Vamos ser bastante francos. Suponha uma fazenda num Estado que tem vocação agrícola. Se não acontecer nada naquele local, teremos lá uma fazenda. Se este Estado incentivar o investimento lá com uma carência para o pagamento de impostos, em dez anos, no lugar da fazenda, haverá uma fonte de renda para o Estado. Antes disso, aquela empresa gerou riqueza, emprego, etc. É fácil ver o resultado. Vão até Betim, em Minas Gerais, ou vão agora a São José dos Pinhais, no Paraná. Houve realmente uma regionalização dos investimentos promovida e estimulada pelo governo federal.
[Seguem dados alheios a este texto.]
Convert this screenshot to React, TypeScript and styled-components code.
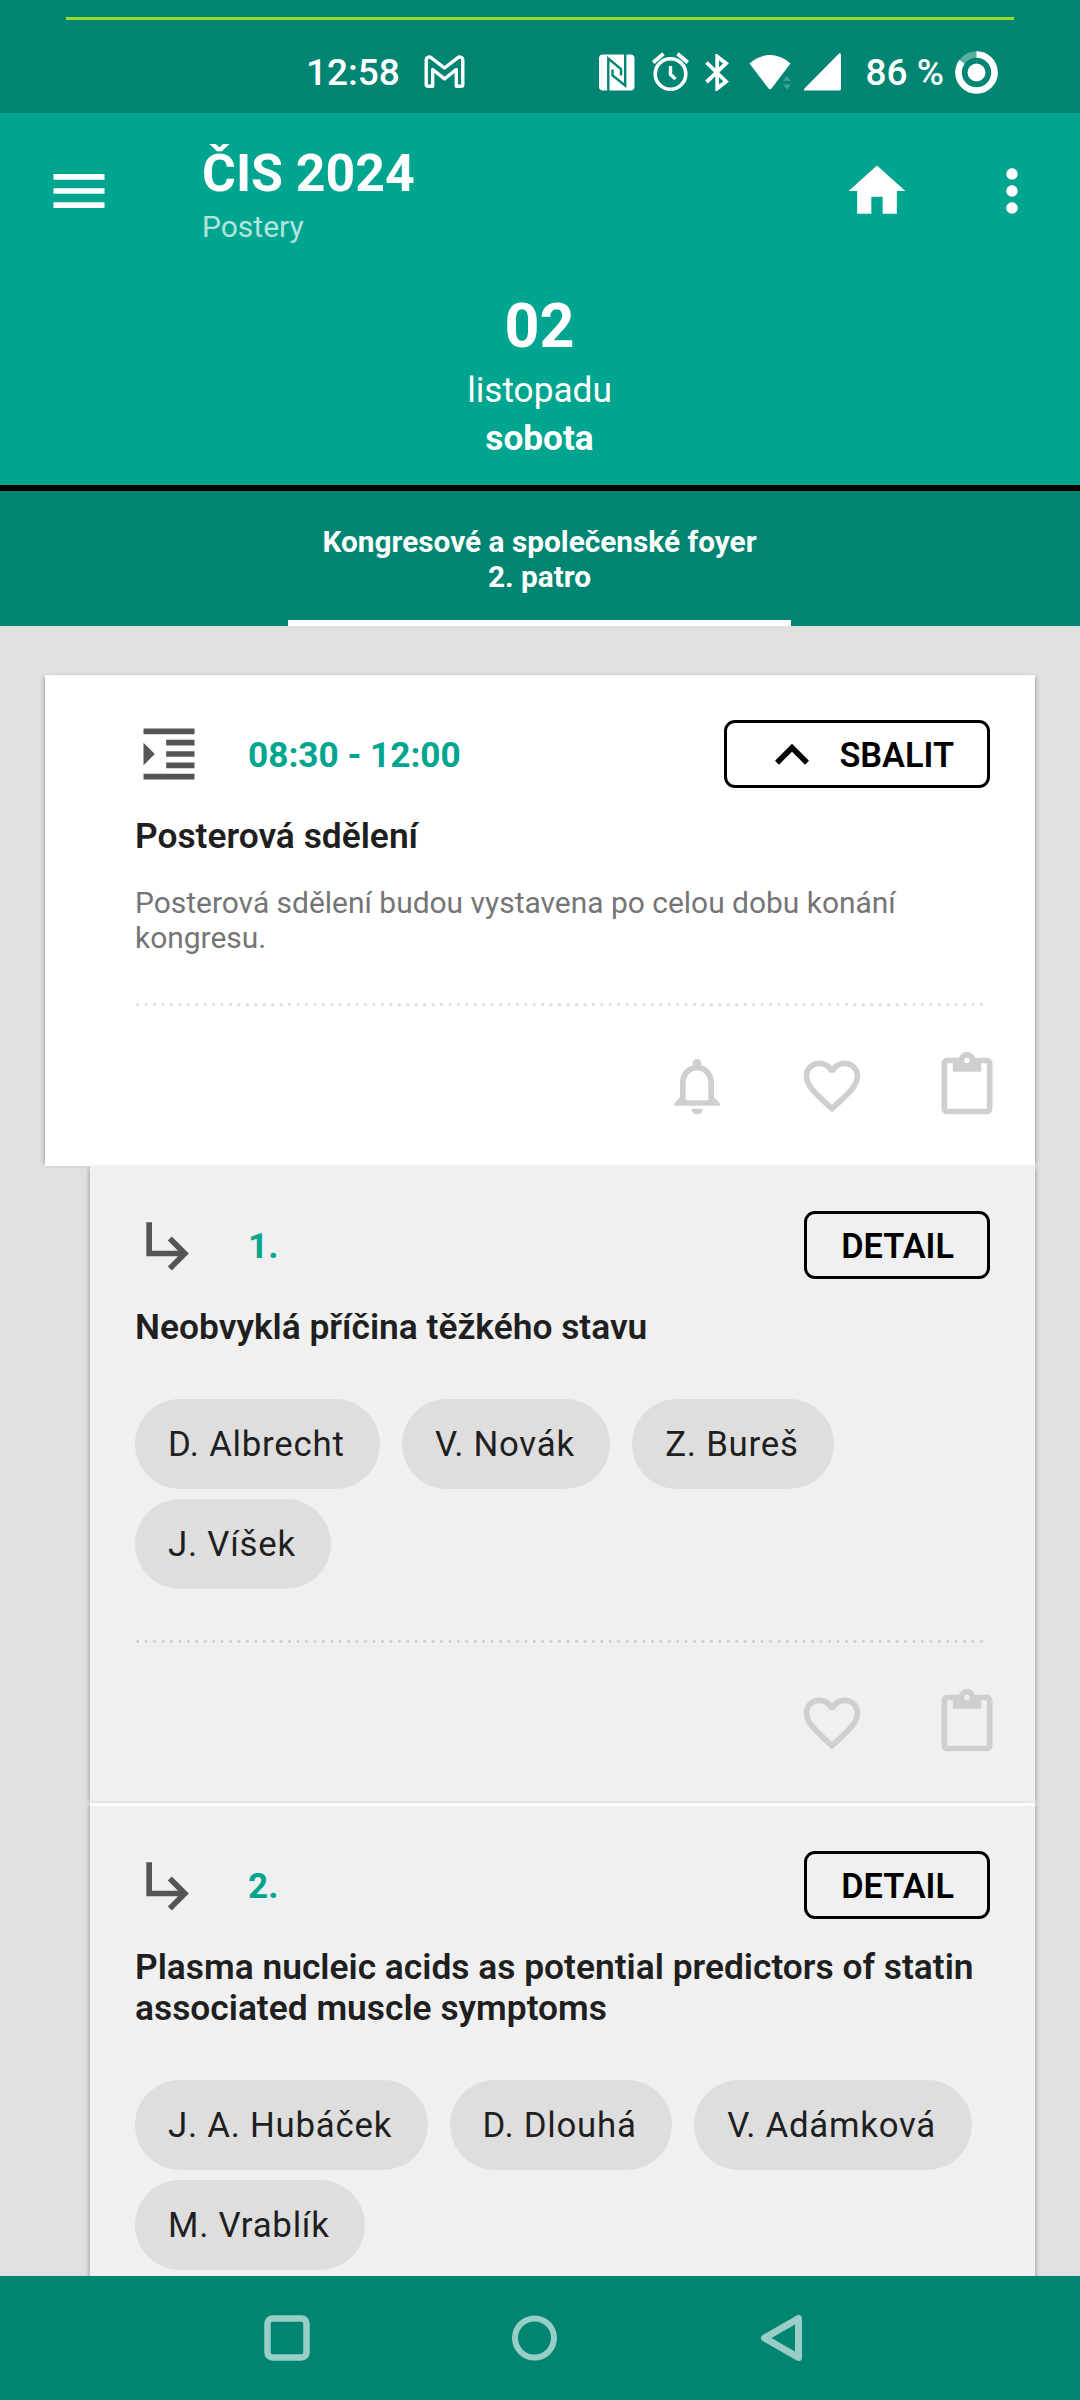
import React from "react";
import styled, { createGlobalStyle } from "styled-components";

const Global = createGlobalStyle`
  *, *::before, *::after { box-sizing: border-box; }
  body { margin: 0; background: #e0e0e0; }
  button { font: inherit; color: inherit; background: none; border: 0; padding: 0; margin: 0; }
  h1, h2, p { margin: 0; }
  svg { display: block; flex: none; }
`;

const Screen = styled.div`
  width: 1080px;
  height: 2400px;
  overflow: hidden;
  display: flex;
  flex-direction: column;
  background: #e0e0e0;
  font-family: Roboto, "Liberation Sans", sans-serif;
`;

/* Status bar */
const StatusBar = styled.div`
  height: 113px;
  flex: none;
  padding-top: 17px;
  background: #008572;
  color: #fff;
`;

const TopLine = styled.div`
  height: 3px;
  margin: 0 66px;
  background: #96dc28;
`;

const StatusRow = styled.div`
  display: flex;
  justify-content: space-between;
  align-items: center;
  height: 44px;
  margin-top: 30px;
  padding: 0 82px 0 306px;
`;

const StatusGroup = styled.div<{ $gap: number }>`
  display: flex;
  align-items: center;
  gap: ${(p) => p.$gap}px;
`;

const StatusText = styled.span`
  padding-top: 2px;
  font-size: 37px;
  line-height: 44px;
  font-weight: 500;
  white-space: pre;
`;

const StatusIcons = styled(StatusGroup)`
  margin-right: 13px;
`;

/* App bar */
const AppBar = styled.header`
  flex: none;
  height: 157px;
  display: flex;
  align-items: flex-start;
  background: #00a58f;
  color: #fff;
`;

const MenuButton = styled.button`
  margin: 44px 0 0 45px;
`;

const Titles = styled.div`
  flex: 1;
  margin: 30px 0 0 89px;
`;

const AppTitle = styled.h1`
  font-size: 51.8px;
  line-height: 62px;
  font-weight: 700;
`;

const AppSubtitle = styled.p`
  font-size: 30px;
  line-height: 36px;
  margin-top: 4px;
  color: #b2e4dd;
`;

const BarButton = styled.button<{ $right: number }>`
  margin: 44px ${(p) => p.$right}px 0 0;
`;

/* Date header */
const DateHeader = styled.section`
  flex: none;
  height: 221px;
  padding: 19px 1px 0 0;
  border-bottom: 6px solid #000;
  background: #00a58f;
  color: #fff;
  text-align: center;
`;

const DayNumber = styled.div`
  font-size: 61px;
  line-height: 74px;
  margin-bottom: 3px;
  font-weight: 700;
`;

const DateLine = styled.div<{ $bold?: boolean }>`
  font-size: 35.2px;
  line-height: 48px;
  font-weight: ${(p) => (p.$bold ? 700 : 400)};
`;

const TabBar = styled.nav`
  flex: none;
  height: 135px;
  display: flex;
  justify-content: center;
  padding-right: 1px;
  background: #008572;
`;

const Tab = styled.div`
  width: 503px;
  padding-top: 33px;
  border-bottom: 6px solid #fff;
  font-size: 29.8px;
  line-height: 35px;
  font-weight: 700;
  text-align: center;
  color: #fff;
  white-space: pre-line;
`;

/* Session list */
const List = styled.main`
  flex: 1;
  min-height: 0;
  overflow: hidden;
  padding: 49px 45px 0;
`;

const Card = styled.article<{ $nested?: boolean }>`
  margin-left: ${(p) => (p.$nested ? 45 : 0)}px;
  padding: 45px 0 13px ${(p) => (p.$nested ? 45 : 90)}px;
  background: ${(p) => (p.$nested ? "#f0f0f0" : "#fff")};
  box-shadow: 3px 0 4px -2px rgba(0, 0, 0, 0.28), -3px 0 4px -2px rgba(0, 0, 0, 0.28);

  & + &:not(:nth-child(2)) {
    border-top: 3px solid #fff;
  }
`;

const CardHead = styled.div`
  display: flex;
  align-items: center;
  height: 68px;
  padding-right: 45px;
`;

const CardLabel = styled.span`
  flex: 1;
  margin-left: 45px;
  padding-top: 2px;
  font-size: 35.2px;
  line-height: 42px;
  font-weight: 700;
  color: #00a58f;
`;

const OutlineButton = styled.button<{ $icon?: boolean }>`
  display: flex;
  align-items: center;
  height: 68px;
  padding: 2px 33px 0 ${(p) => (p.$icon ? 31 : 34)}px;
  gap: 13px;
  border: 3px solid #000;
  border-radius: 11px;
  font-size: 34.3px;
  font-weight: 600;
  line-height: 42px;
  color: #000;
`;

const CardTitle = styled.h2`
  margin-top: 28px;
  padding-right: 45px;
  font-size: 35.35px;
  line-height: 41px;
  font-weight: 600;
  color: #1f1f1f;
`;

const Description = styled.p`
  margin-top: 28px;
  padding-right: 90px;
  font-size: 29.95px;
  line-height: 35px;
  color: #757575;
`;

const Chips = styled.div`
  display: flex;
  flex-wrap: wrap;
  gap: 10px 22px;
  margin-top: 51px;
`;

const Chip = styled.span`
  height: 90px;
  padding: 0 35.5px 0 33px;
  border-radius: 45px;
  background: #dedede;
  font-size: 34.8px;
  line-height: 91px;
  letter-spacing: 0.75px;
  color: #1f1f1f;
`;

const DividerLine = styled.svg<{ $top: number }>`
  margin-top: ${(p) => p.$top}px;
  stroke: rgba(0, 0, 0, 0.14);
`;

const Actions = styled.div`
  display: flex;
  justify-content: flex-end;
  margin-top: 12px;
  padding-right: 1px;
`;

const ActionButton = styled.button`
  width: 135px;
  height: 135px;
  display: grid;
  place-items: center;
  color: #cfcfcf;
`;

/* System navigation */
const NavBar = styled.footer`
  flex: none;
  height: 124px;
  display: flex;
  align-items: center;
  justify-content: space-between;
  padding: 0 276px 0 264px;
  background: #008572;
`;

const Icon = ({ d, size = 68 }: { d: string; size?: number }) => (
  <svg width={size} height={size} viewBox="0 0 24 24" fill="currentColor">
    <path d={d} />
  </svg>
);

const Divider = ({ top }: { top: number }) => (
  <DividerLine $top={top} width="850" height="3" viewBox="0 0 850 3">
    <line x1="2.7" y1="1.5" x2="847" y2="1.5" strokeWidth="3" strokeLinecap="round" strokeDasharray="0 8.4375" />
  </DividerLine>
);

const ICONS = {
  home: "M10 20v-6h4v6h5v-8h3L12 3 2 12h3v8z",
  more: "M12 8c1.1 0 2-.9 2-2s-.9-2-2-2-2 .9-2 2 .9 2 2 2zm0 2c-1.1 0-2 .9-2 2s.9 2 2 2 2-.9 2-2-.9-2-2-2zm0 6c-1.1 0-2 .9-2 2s.9 2 2 2 2-.9 2-2-.9-2-2-2z",
  menu: "M3 18h18v-2H3v2zm0-5h18v-2H3v2zm0-7v2h18V6H3z",
  indent:
    "M3 21h18v-2H3v2zM3 8v8l4-4-4-4zm8 9h10v-2H11v2zM3 3v2h18V3H3zm8 6h10V7H11v2zm0 4h10v-2H11v2z",
  branch: "M19 15l-6 6-1.42-1.42L15.17 16H4V4h2v10h9.17l-3.59-3.58L13 9l6 6z",
  up: "M12 8l-6 6 1.41 1.41L12 10.83l4.59 4.58L18 14z",
  bell: "M12 22c1.1 0 2-.9 2-2h-4c0 1.1.9 2 2 2zm6-6v-5c0-3.07-1.63-5.64-4.5-6.32V4c0-.83-.67-1.5-1.5-1.5s-1.5.67-1.5 1.5v.68C7.64 5.36 6 7.92 6 11v5l-2 2v1h16v-1l-2-2zm-2 1H8v-6c0-2.48 1.51-4.5 4-4.5s4 2.02 4 4.5v6z",
  heart:
    "M16.5 3c-1.74 0-3.41.81-4.5 2.09C10.91 3.81 9.24 3 7.5 3 4.42 3 2 5.42 2 8.5c0 3.78 3.4 6.86 8.55 11.54L12 21.35l1.45-1.32C18.6 15.36 22 12.28 22 8.5 22 5.42 19.58 3 16.5 3zm-4.4 15.55l-.1.1-.1-.1C7.14 14.24 4 11.39 4 8.5 4 6.5 5.5 5 7.5 5c1.54 0 3.04.99 3.57 2.36h1.87C13.46 5.99 14.96 5 16.5 5c2 0 3.5 1.5 3.5 3.5 0 2.89-3.14 5.74-7.9 10.05z",
  clipboard:
    "M19 2h-4.18C14.4.84 13.3 0 12 0c-1.3 0-2.4.84-2.82 2H5c-1.1 0-2 .9-2 2v16c0 1.1.9 2 2 2h14c1.1 0 2-.9 2-2V4c0-1.1-.9-2-2-2zm-7 0c.55 0 1 .45 1 1s-.45 1-1 1-1-.45-1-1 .45-1 1-1zm7 18H5V4h2v3h10V4h2v16z",
};

const HeadIcon = styled.span`
  color: #555;
`;

const MailIcon = () => (
  <svg width="42" height="34" viewBox="0 0 42 34" fill="none" stroke="#fff" strokeWidth="3.4" strokeLinejoin="round">
    <path d="M2.2 5.5c0-3.2 3-4.4 5.2-2.7L20.500 13 33.600 2.8c2.200-1.700 5.200-.5 5.200 2.7V29.500q0 1.800-1.800 1.800H32.300V14.500L20.500 23.800 8.700 14.500V31.300H4q-1.800 0-1.800-1.800z" />
  </svg>
);

const NfcIcon = () => (
  <svg width="36" height="37" viewBox="0 0 36 37">
    <rect x="0" y="0.5" width="35.5" height="36" rx="4" fill="#fff" />
    <path d="M9.3 37V4.500L22 15V21.500" fill="none" stroke="#008572" strokeWidth="2.4" />
    <path d="M26.2 0V31.500L13.500 21.500V15.500" fill="none" stroke="#008572" strokeWidth="2.4" />
  </svg>
);

const AlarmIcon = () => (
  <svg width="37" height="40" viewBox="0 0 37 40" fill="none" stroke="#fff">
    <circle cx="18.5" cy="22" r="15.3" strokeWidth="3.6" />
    <path d="M18.5 14v8.5l5 4.5" strokeWidth="3.4" />
    <path d="M1.2 10.5L11.5 1.8M35.8 10.5L25.5 1.8" strokeWidth="3.8" />
  </svg>
);

const BluetoothIcon = () => (
  <svg width="27" height="37" viewBox="0 0 27 37" fill="none" stroke="#fff" strokeWidth="3.8">
    <path d="M1.5 8.5L21 27.500 12.200 34.500V2.500L21 9.500 1.5 28" />
  </svg>
);

const WifiIcon = () => (
  <svg width="43" height="38" viewBox="0 0 43 38">
    <path d="M0.5 10.5Q10 2 21 2T41.5 10.5L22.5 35.5Q21 37 19.5 35.5z" fill="#fff" />
    <path d="M34 28l4-5 4 5zM34 31.5l4 5 4-5z" fill="#3fa394" />
  </svg>
);

const SignalIcon = () => (
  <svg width="39" height="40" viewBox="0 0 39 40">
    <path d="M36 1.5Q38 .5 38 3V37Q38 38.5 36 38.5H2Q0 38.5 1.5 36.5z" fill="#fff" />
  </svg>
);

const BatteryIcon = () => (
  <svg width="43" height="43" viewBox="0 0 43 43" fill="none">
    <circle cx="21.5" cy="21.5" r="18" stroke="#59ada1" strokeWidth="6.5" />
    <circle
      cx="21.5"
      cy="21.5"
      r="18"
      stroke="#fff"
      strokeWidth="6.5"
      pathLength={100}
      strokeDasharray="85 15"
      transform="rotate(-90 21.5 21.5)"
    />
    <circle cx="21.5" cy="21.5" r="9" fill="#fff" />
  </svg>
);

interface Poster {
  no: string;
  title: string;
  authors: string[];
}

const POSTERS: Poster[] = [
  {
    no: "1.",
    title: "Neobvyklá příčina těžkého stavu",
    authors: ["D. Albrecht", "V. Novák", "Z. Bureš", "J. Víšek"],
  },
  {
    no: "2.",
    title: "Plasma nucleic acids as potential predictors of statin associated muscle symptoms",
    authors: ["J. A. Hubáček", "D. Dlouhá", "V. Adámková", "M. Vrablík"],
  },
];

const PosterCard = ({ no, title, authors }: Poster) => (
  <Card $nested>
    <CardHead>
      <HeadIcon>
        <Icon d={ICONS.branch} />
      </HeadIcon>
      <CardLabel>{no}</CardLabel>
      <OutlineButton>DETAIL</OutlineButton>
    </CardHead>
    <CardTitle>{title}</CardTitle>
    <Chips>
      {authors.map((a) => (
        <Chip key={a}>{a}</Chip>
      ))}
    </Chips>
    <Divider top={51} />
    <Actions>
      <ActionButton>
        <Icon d={ICONS.heart} />
      </ActionButton>
      <ActionButton>
        <Icon d={ICONS.clipboard} />
      </ActionButton>
    </Actions>
  </Card>
);

export default function App() {
  return (
    <>
      <Global />
      <Screen>
        <StatusBar>
          <TopLine />
          <StatusRow>
            <StatusGroup $gap={24}>
              <StatusText>12:58</StatusText>
              <MailIcon />
            </StatusGroup>
            <StatusGroup $gap={11}>
              <StatusIcons $gap={11}>
                <StatusGroup $gap={16.5}>
                  <NfcIcon />
                  <AlarmIcon />
                  <BluetoothIcon />
                  <WifiIcon />
                </StatusGroup>
                <SignalIcon />
              </StatusIcons>
              <StatusText>86 %</StatusText>
              <BatteryIcon />
            </StatusGroup>
          </StatusRow>
        </StatusBar>

        <AppBar>
          <MenuButton>
            <Icon d={ICONS.menu} />
          </MenuButton>
          <Titles>
            <AppTitle>ČIS 2024</AppTitle>
            <AppSubtitle>Postery</AppSubtitle>
          </Titles>
          <BarButton $right={67}>
            <Icon d={ICONS.home} />
          </BarButton>
          <BarButton $right={34}>
            <Icon d={ICONS.more} />
          </BarButton>
        </AppBar>

        <DateHeader>
          <DayNumber>02</DayNumber>
          <DateLine>listopadu</DateLine>
          <DateLine $bold>sobota</DateLine>
        </DateHeader>

        <TabBar>
          <Tab>{"Kongresové a společenské foyer\n2. patro"}</Tab>
        </TabBar>

        <List>
          <Card>
            <CardHead>
              <HeadIcon>
                <Icon d={ICONS.indent} />
              </HeadIcon>
              <CardLabel>08:30 - 12:00</CardLabel>
              <OutlineButton $icon>
                <Icon d={ICONS.up} />
                SBALIT
              </OutlineButton>
            </CardHead>
            <CardTitle>Posterová sdělení</CardTitle>
            <Description>Posterová sdělení budou vystavena po celou dobu konání kongresu.</Description>
            <Divider top={48} />
            <Actions>
              <ActionButton>
                <Icon d={ICONS.bell} />
              </ActionButton>
              <ActionButton>
                <Icon d={ICONS.heart} />
              </ActionButton>
              <ActionButton>
                <Icon d={ICONS.clipboard} />
              </ActionButton>
            </Actions>
          </Card>
          {POSTERS.map((p) => (
            <PosterCard key={p.no} {...p} />
          ))}
        </List>

        <NavBar>
          <svg width="46" height="46" viewBox="0 0 46 46" fill="none" stroke="#99cec7" strokeWidth="6.5">
            <rect x="3.5" y="3.5" width="39" height="39" rx="5" />
          </svg>
          <svg width="46" height="46" viewBox="0 0 46 46" fill="none" stroke="#99cec7" strokeWidth="6">
            <circle cx="22.5" cy="23" r="19.5" />
          </svg>
          <svg width="44" height="48" viewBox="0 0 44 48" fill="none" stroke="#99cec7" strokeWidth="7" strokeLinejoin="round">
            <path d="M4.5 24L38.5 4.5V43.5z" />
          </svg>
        </NavBar>
      </Screen>
    </>
  );
}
Concessão de incentivos não é privilégio do Brasil. Uma das regiões que mais fazem isso é o Estado de Nova York.

ISTOÉ – As mudanças no IPI dos carros beneficiaram as montadoras?
Pinheiro Neto

Sem dúvida. Fizemos nossa minirreforma tributária: temos hoje basicamente duas alíquotas, contra as 13 de antes. E caminhamos para uma única. Os impostos representam ao todo hoje cerca de 30% do preço do veículo, contra os 38% de antes. Mas o Brasil ainda é o País que mais cobra tributos na compra de um automóvel.

ISTOÉ – Sobre o sindicalismo, como o sr. define o Vicentinho de hoje?
Pinheiro Neto

Mudaram as circunstâncias e o Vicentinho mudou. Ele é inteligente e se adaptou aos novos tempos. Também os discursos do Paulinho, da Força Sindical, e do Luiz Marinho, dos metalúrgicos do ABC, são completamente globalizados. Apesar dos conflitos que possam haver entre nós, as conversas agregam, acrescentam algo. Eles sabem o que está acontecendo lá fora. Claro que ainda se encontram áreas extremamente radicais no sindicalismo, mas acho que elas serão naturalmente esvaziadas. Os sindicalistas mudaram, mas os empregadores também. Caso contrário, seríamos atropelados pelas circunstâncias. A relação pessoal também é muito boa. Com muitos deles converso todas as semanas e o exemplo emblemático disso é que o Paulinho e o Marinho foram ao casamento da minha filha, em outubro.
 

ISTOÉ – Fusões e aquisições geralmente significam corte de pes-soal em todo o mundo. Quais serão os efeitos desse fenômeno?
Pinheiro Neto

Olha, eu sei que as montadoras não são campeãs em nível de emprego, mas a verdade é que oferecem os melhores empregos da indústria. As fusões nascem a partir da necessidade de complementação de interesses. Para se conquistar mais mercado num país ou adquirir um novo produto. E tudo isso visa a reduzir custos para se tornar mais competitivo. Não se pensa mais em fábricas de 12 mil ou 15 mil empregados. Hoje, uma megafábrica tem quatro mil trabalhadores.

ISTOÉ – A indústria hoje não produz cada vez mais carros para um mercado que não tem tanta demanda?
Pinheiro Neto

Nos Estados Unidos, a relação atual é de um carro para cada habitante. No Brasil, a relação é de nove pessoas para cada automóvel e, na Argentina, de cinco habitantes por carro. Portanto, só para se igualar aos argentinos, o País deveria dobrar sua atual frota de 20 milhões de veículos. O nosso mercado é de jovens sedentos por carros. É claro que os grandes centros urbanos têm graves problemas de congestionamentos, mas isso não ocorre nas cidades a apenas uma hora deles. De maneira que a população brasileira terá de se espalhar. As montadoras, sem dúvida, são responsáveis pelas soluções para evitar os grandes congestionamentos.